Anatomy of a bad law firm website

It seems that every week I get into a discussion with an attorney on what makes an effective law firm website, and the biggest problems that we see with law firm websites in general. In the time that we’ve been working with law firms, we’ve seen various things that hinder a website’s success. While problems can range from content to design to search engine effectiveness, for the purposes of this blog, I am going to focus on content and the biggest content-related problems that we see.

  1. Lack of Branding – The biggest problem that we see in most law firm websites is little or no branding. Quite simply, many firm websites do not focus enough on what makes that firm different from every other firm that practices the same type of law. If a visitor to your site cannot understand what makes your firm different by reading your home page, they can, and will, “click back” out of your site and look for another firm.

  2. Too much hyperbole – Do you really think that someone is going to hire you because you describe yourself as honest, hard working, ethical, trustworthy, or diligent? While these are all admirable qualities for an attorney, they also describe the majority of the population in our country, most of whom you would not want to represent you in a court of law. 

  3. Wrong Focus – When someone decides to visit your website, they are visiting to get information to help them make a decision. Aside from understanding what your firm stands for (your brand), a visitor is looking for information, information regarding their specific legal problem, recent developments in this practice are and even contact information. When creating your site, identify the 5 things that a visitor would be looking for, and make sure you provide that information.

  4. Stale Content – Creating a website is not a “once and done” type effort. A firm website must be updated regularly. A lot of law firms have sporadically written newsletters, press releases, case verdicts and such over the years and put them out on their websites because they needed to add content. Too often, however, the content that’s on the website is stale, e.g. – the most recent newsletter is three years old, the press release is dated, or the firm has a web page for “Recent News” but doesn’t list any new new press releases, verdicts or settlements.
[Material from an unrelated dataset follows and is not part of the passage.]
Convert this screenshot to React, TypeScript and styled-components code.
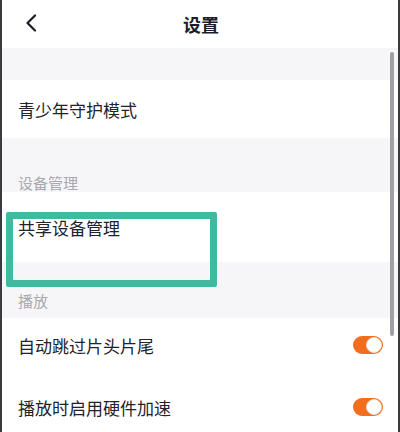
import React from 'react'
import styled, { createGlobalStyle } from 'styled-components'

const Global = createGlobalStyle`
  html, body {
    margin: 0;
    padding: 0;
    background: #ffffff;
    font-family: "Noto Sans CJK SC", "Noto Sans", sans-serif;
  }
`

const sections = [
  { label: '设备管理', height: 54, pad: 0, rows: [{ text: '共享设备管理', height: 70 }] },
  {
    label: '播放',
    height: 56,
    pad: 8,
    rows: [
      { text: '自动跳过片头片尾', height: 54, toggle: true },
      { text: '播放时启用硬件加速', height: 70, toggle: true },
    ],
  },
]

export default function App() {
  return (
    <>
      <Global />
      <S.Screen>
        <S.Header>
          <S.Back>
            <svg width="14" height="18" viewBox="0 0 14 18">
              <path d="M11 1.5 L3.5 9 L11 16.5" fill="none" stroke="#1c1c24" strokeWidth="2.2" strokeLinecap="round" strokeLinejoin="round" />
            </svg>
          </S.Back>
          <S.Title>设置</S.Title>
        </S.Header>
        <S.Band />
        <S.Row $h={58}>
          <S.RowText>青少年守护模式</S.RowText>
        </S.Row>
        {sections.map((sec) => (
          <React.Fragment key={sec.label}>
            <S.SectionHead $h={sec.height} $pad={sec.pad}>
              {sec.label}
            </S.SectionHead>
            {sec.rows.map((r) => (
              <S.Row key={r.text} $h={r.height}>
                <S.RowText>{r.text}</S.RowText>
                {r.toggle && (
                  <S.Toggle>
                    <S.Knob />
                  </S.Toggle>
                )}
              </S.Row>
            ))}
          </React.Fragment>
        ))}
        <S.Scrollbar />
        <S.Highlight />
      </S.Screen>
    </>
  )
}

const S = {
  Screen: styled.div`
    position: relative;
    display: flex;
    flex-direction: column;
    width: 400px;
    height: 432px;
    box-sizing: border-box;
    overflow: hidden;
    border-left: 2px solid #3a3a3e;
    border-right: 2px solid #3a3a3e;
    background: #ffffff;
  `,
  Header: styled.div`
    position: relative;
    display: flex;
    align-items: center;
    justify-content: center;
    flex: 0 0 48px;
    background: #ffffff;
  `,
  Back: styled.div`
    position: absolute;
    left: 22px;
    top: 14px;
    display: flex;
  `,
  Title: styled.div`
    font-size: 18px;
    font-weight: 700;
    color: #1c1c2a;
    margin-left: 2px;
  `,
  Band: styled.div`
    flex: 0 0 32px;
    background: #f6f6f8;
  `,
  Row: styled.div<{ $h: number }>`
    display: flex;
    align-items: center;
    justify-content: space-between;
    flex: 0 0 ${(p) => p.$h}px;
    padding: 0 15px 0 16px;
    background: #ffffff;
  `,
  RowText: styled.div`
    font-size: 17px;
    color: #222228;
  `,
  SectionHead: styled.div<{ $h: number; $pad: number }>`
    display: flex;
    align-items: flex-end;
    flex: 0 0 ${(p) => p.$h}px;
    box-sizing: border-box;
    padding: 0 0 ${(p) => p.$pad}px 16px;
    background: #f6f6f8;
    font-size: 15px;
    line-height: 18px;
    color: #a8a8ae;
  `,
  Toggle: styled.div`
    display: flex;
    align-items: center;
    justify-content: flex-end;
    width: 30px;
    height: 18px;
    box-sizing: border-box;
    padding: 1px;
    border-radius: 9px;
    background: #f26d1e;
  `,
  Knob: styled.div`
    width: 16px;
    height: 16px;
    box-sizing: border-box;
    border-radius: 50%;
    background: #ffffff;
    border: 1px solid #e6e0da;
  `,
  Scrollbar: styled.div`
    position: absolute;
    right: 4px;
    top: 52px;
    width: 4px;
    height: 284px;
    border-radius: 2px;
    background: #a0a0a4;
  `,
  Highlight: styled.div`
    position: absolute;
    left: 4px;
    top: 212px;
    width: 211px;
    height: 75px;
    box-sizing: border-box;
    border: 7px solid #3fba9f;
    border-radius: 2px;
  `,
}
When a visitor sees dated content, it raised a yellow flag, causing the visitor to wonder if the firm is successful, relevant or even if the firm still exists!

The bottom line for website success is that “content is king.” If your website focuses on branded content that people want to read, and you have a plan to keep your content updated, you are on your way to a successful site that will help you in your marketing efforts. If you don’t have a plan, this should be addressed before Search Engine Optimization (SEO), or any other web initiative.